In fact, the way the lyrics read to me, it seems like she's someone who has just moved to England and discovered that such a thing as class and privilege even exist. It's not that she has "unthinking privilege" it's that she has only just discovered that it exists, and is trying to work out what it means. (The fact that she's even picked up some notion that "working class life" as opposed to her life, is somehow more "authentic" means that she has worked out that her privilege and wealth exist.)

It is Jarvis who comes in, with all of his class resentments and discomfort with his own class (as pretty much evidenced by his stereotypical and negative descriptions of working class life) who tells *us*, as narrator, that he thinks this girl is condescending or has *unthinking* privilege. She is, "smiling and holding his hand" really just kind of a cipher for him to project his anger onto.
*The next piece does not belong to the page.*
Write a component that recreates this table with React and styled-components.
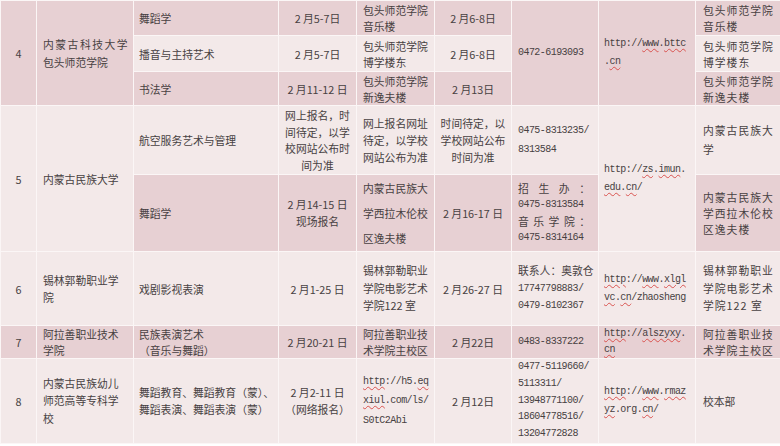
import React from "react";
import styled, { createGlobalStyle } from "styled-components";

const Global = createGlobalStyle`
  html, body { margin: 0; padding: 0; background: #ffffff; }
  body { font-family: "Noto Sans CJK SC", "Noto Sans", sans-serif; }
`;

const DARK = "#e7d0d3";
const LIGHT = "#f3e9e9";
const LINE = "#fbf6f6";

const MONO = `"Liberation Mono", "Noto Sans CJK SC", monospace`;

const Table = styled.table`
  width: 780px;
  border-collapse: collapse;
  table-layout: fixed;
  color: #474142;
  font-size: 10.8px;
`;

const Row = styled.tr`
  height: ${(p) => p.$h}px;
`;

const Cell = styled.td`
  background: ${(p) => (p.$dark ? DARK : LIGHT)};
  border: 1.5px solid ${LINE};
  padding: 0 ${(p) => p.$pr ?? 6}px 0 ${(p) => p.$pl ?? 6}px;
  text-align: ${(p) => p.$align || "left"};
  vertical-align: middle;
  line-height: ${(p) => p.$lh || 16}px;
  letter-spacing: ${(p) => (p.$mono ? -0.55 : p.$ls || 0)}px;
  font-family: ${(p) => (p.$mono ? MONO : "inherit")};
  font-size: ${(p) => (p.$mono ? "10px" : "inherit")};
  white-space: nowrap;
  overflow: hidden;
`;

const MonoLine = styled.span`
  display: block;
  font-family: ${MONO};
  font-size: 10px;
  letter-spacing: -0.55px;
`;

const Sq = styled.span`
  text-decoration: underline wavy #d9534f;
  text-decoration-thickness: 0.8px;
  text-underline-offset: 2px;
`;

const Spread = styled.span`
  display: block;
  text-align: justify;
  text-align-last: justify;
`;

const Wide = styled.span`
  letter-spacing: ${(p) => p.$ls}px;
`;

const widths = [36, 97, 145, 78, 78, 77, 87, 97, 85];

export default function App() {
  return (
    <>
      <Global />
      <Table>
        <colgroup>
          {widths.map((w, i) => (
            <col key={i} style={{ width: w }} />
          ))}
        </colgroup>
        <tbody>
          <Row $h={35}>
            <Cell $dark rowSpan={3} $align="center" $pl={0} $pr={0}>4</Cell>
            <Cell $dark rowSpan={3} $lh={18}>
              <Wide $ls={1.5}>内蒙古科技大学</Wide>
              <br />
              包头师范学院
            </Cell>
            <Cell $dark $pl={5}>舞蹈学</Cell>
            <Cell $dark $align="center">2 月5-7日</Cell>
            <Cell $dark $lh={16}>包头师范学院<br />音乐楼</Cell>
            <Cell $dark $align="center">2 月6-8日</Cell>
            <Cell $dark $mono rowSpan={3}>0472-6193093</Cell>
            <Cell $dark $mono rowSpan={3} $lh={18} $pl={5}>
              http://<Sq>www</Sq>.<Sq>bttc</Sq><br />.<Sq>cn</Sq>
            </Cell>
            <Cell $dark $ls={1} $pl={7} $pr={0}>包头师范学院<br />音乐楼</Cell>
          </Row>
          <Row $h={36}>
            <Cell $pl={5}>播音与主持艺术</Cell>
            <Cell $align="center">2 月5-7日</Cell>
            <Cell>包头师范学院<br />博学楼东</Cell>
            <Cell $align="center">2 月6-8日</Cell>
            <Cell $ls={1} $pl={7} $pr={0}>包头师范学院<br />博学楼东</Cell>
          </Row>
          <Row $h={34}>
            <Cell $dark $pl={5}>书法学</Cell>
            <Cell $dark $align="center">2 月11-12 日</Cell>
            <Cell $dark>包头师范学院<br />新逸夫楼</Cell>
            <Cell $dark $align="center">2 月13日</Cell>
            <Cell $dark $ls={1} $pl={7} $pr={0}>包头师范学院<br />新逸夫楼</Cell>
          </Row>

          <Row $h={69}>
            <Cell rowSpan={2} $align="center" $pl={0} $pr={0}>5</Cell>
            <Cell rowSpan={2}>内蒙古民族大学</Cell>
            <Cell $pl={5}>航空服务艺术与管理</Cell>
            <Cell $align="center" $lh={16.5} $pl={3} $pr={3}>
              网上报名，时<br />间待定，以学<br />校网站公布时<br />间为准
            </Cell>
            <Cell $lh={17}>网上报名网址<br />待定，以学校<br />网站公布为准</Cell>
            <Cell $align="center" $lh={17} $pl={3} $pr={3}>
              时间待定，以<br />学校网站公布<br />时间为准
            </Cell>
            <Cell $mono $lh={19}>0475-8313235/<br />8313584</Cell>
            <Cell $mono rowSpan={2} $lh={18} $pl={5}>
              http://<Sq>zs</Sq>.<Sq>imun</Sq>.<br /><Sq>edu</Sq>.<Sq>cn</Sq>/
            </Cell>
            <Cell $ls={1} $lh={19} $pl={7} $pr={0}>内蒙古民族大<br />学</Cell>
          </Row>
          <Row $h={77}>
            <Cell $dark $pl={5}>舞蹈学</Cell>
            <Cell $dark $align="center" $lh={17} $pl={3} $pr={3}>2 月14-15 日<br />现场报名</Cell>
            <Cell $dark $lh={25}>内蒙古民族大<br />学西拉木伦校<br />区逸夫楼</Cell>
            <Cell $dark $align="center" $pl={3} $pr={3}>2 月16-17 日</Cell>
            <Cell $dark $lh={16.5} $pr={8}>
              <Spread>招生办：</Spread>
              <MonoLine>0475-8313584</MonoLine>
              <Spread>音乐学院：</Spread>
              <MonoLine>0475-8314164</MonoLine>
            </Cell>
            <Cell $dark $ls={1} $lh={16} $pl={7} $pr={0}>
              内蒙古民族大<br />学西拉木伦校<br />区逸夫楼
            </Cell>
          </Row>

          <Row $h={74}>
            <Cell $align="center" $pl={0} $pr={0}>6</Cell>
            <Cell $lh={17}>锡林郭勒职业学<br />院</Cell>
            <Cell $pl={5}>戏剧影视表演</Cell>
            <Cell $align="center" $pl={3} $pr={3}>2 月1-25 日</Cell>
            <Cell $lh={17.5}>锡林郭勒职业<br />学院电影艺术<br />学院122 室</Cell>
            <Cell $align="center" $pl={3} $pr={3}>2 月26-27 日</Cell>
            <Cell $lh={17.5}>
              联系人：奥敦仓
              <MonoLine>17747798883/</MonoLine>
              <MonoLine>0479-8102367</MonoLine>
            </Cell>
            <Cell $mono $lh={18} $pl={5}>
              <Sq>http</Sq>://<Sq>www</Sq>.<Sq>xlgl</Sq><br /><Sq>vc</Sq>.<Sq>cn</Sq>/zhaosheng
            </Cell>
            <Cell $ls={1} $lh={17.5} $pl={7} $pr={0}>锡林郭勒职业<br />学院电影艺术<br />学院122 室</Cell>
          </Row>

          <Row $h={33}>
            <Cell $dark $align="center" $pl={0} $pr={0}>7</Cell>
            <Cell $dark $lh={16}>阿拉善职业技术<br />学院</Cell>
            <Cell $dark $lh={16} $pl={5}>民族表演艺术<br />（音乐与舞蹈）</Cell>
            <Cell $dark $align="center" $pl={3} $pr={3}>2 月20-21 日</Cell>
            <Cell $dark $lh={16}>阿拉善职业技<br />术学院主校区</Cell>
            <Cell $dark $align="center">2 月22日</Cell>
            <Cell $dark $mono>0483-8337222</Cell>
            <Cell $dark $mono $lh={16} $pl={5}>
              <Sq>http</Sq>://<Sq>alszyxy</Sq>.<br /><Sq>cn</Sq>
            </Cell>
            <Cell $dark $ls={1} $lh={16} $pl={7} $pr={0}>阿拉善职业技<br />术学院主校区</Cell>
          </Row>

          <Row $h={85}>
            <Cell $align="center" $pl={0} $pr={0}>8</Cell>
            <Cell $lh={17.5}>内蒙古民族幼儿<br />师范高等专科学<br />校</Cell>
            <Cell $lh={17} $pl={5} $pr={0}>
              舞蹈教育、舞蹈教育（蒙）、<br />舞蹈表演、舞蹈表演（蒙）
            </Cell>
            <Cell $align="center" $lh={17} $pl={2} $pr={2}>2 月2-11 日<br />（网络报名）</Cell>
            <Cell $mono $lh={19.5}>
              <Sq>http</Sq>://h5.<Sq>eq</Sq><br /><Sq>xiul</Sq>.com/ls/<br />S0tC2Abi
            </Cell>
            <Cell $align="center">2 月12日</Cell>
            <Cell $mono $lh={16.8}>
              0477-5119660/<br />5113311/<br />13948771100/<br />18604778516/<br />13204772828
            </Cell>
            <Cell $mono $lh={18} $pl={5}>
              <Sq>http</Sq>://<Sq>www</Sq>.<Sq>rmaz</Sq><br /><Sq>yz</Sq>.org.<Sq>cn</Sq>/
            </Cell>
            <Cell $pl={7}>校本部</Cell>
          </Row>
        </tbody>
      </Table>
    </>
  );
}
I think Lex and I have made it pretty clear that we don't think either of them are particularly sympathetic. It's that Jarvis, as narrator, comes off the worse - probably because I think that choosing bullying is worse than being born clueless.

And also that a *lot* of people who love this song are identifying with Jarvis and his rage, when really, they are totally blinkered when it comes to their own privilege. It's much easier to point out splinters in other people's eyes than it is to recognise logs in your own. At least I am honest enough to *recognise* my privilege and admit that I can see where the girl is coming from. A lot of people love this song and identify with jarvis when really, they are as clueless as the girl.

cymose corymb (Karen D. Tregaskin), Saturday, 4 September 2010 13:35 (thirteen years ago) link

i like butts

funky brewster (San Te), Saturday, 4 September 2010 13:36 (thirteen years ago) link

fuck wrong thread

funky brewster (San Te), Saturday, 4 September 2010 13:37 (thirteen years ago) link

Ha ha ha! Hilarious.

But, erm, in the spirit of full disclosure, and kind of in keeping with your accidental interjection ...

I do not Jarvis Cocker, as a public figure. I disliked him even before this song - I always thought of him as this really quite horrible creepy sex pest. So it's going to be really hard for me to like a song which is a clumsy analysis of class dynamics as written from the point of view of a creepy sex pest.

I have never liked Pulp (even though I've had to listen to this album many, many times, due to knowing and dating quite a few Pulp fans) and the biggest reason for that is creepy sex pest Jarvis. The man just seriously skeeves me out and always has, and nothing he's ever done has ever counteracted that feeling.

cymose corymb (Karen D. Tregaskin), Saturday, 4 September 2010 13:52 (thirteen years ago) link

And also that a *lot* of people who love this song are identifying with Jarvis and his rage, when really, they are totally blinkered when it comes to their own privilege. It's much easier to point out splinters in other people's eyes than it is to recognise logs in your own. At least I am honest enough to *recognise* my privilege and admit that I can see where the girl is coming from. A lot of people love this song and identify with jarvis when really, they are as clueless as the girl.

― cymose corymb (Karen D. Tregaskin), Saturday, September 4, 2010 9:35 PM (15 minutes ago) Bookmark

sure, but you don't have to identify with jarvis in order to be critical of the girl. a lot of the discussion itt has been centered on the fact that jarvis's class hangups are just as despicable and reprehensible as the girl's, and that's part of the songs fun. but that doesn't extend the girl a get out of jail free card.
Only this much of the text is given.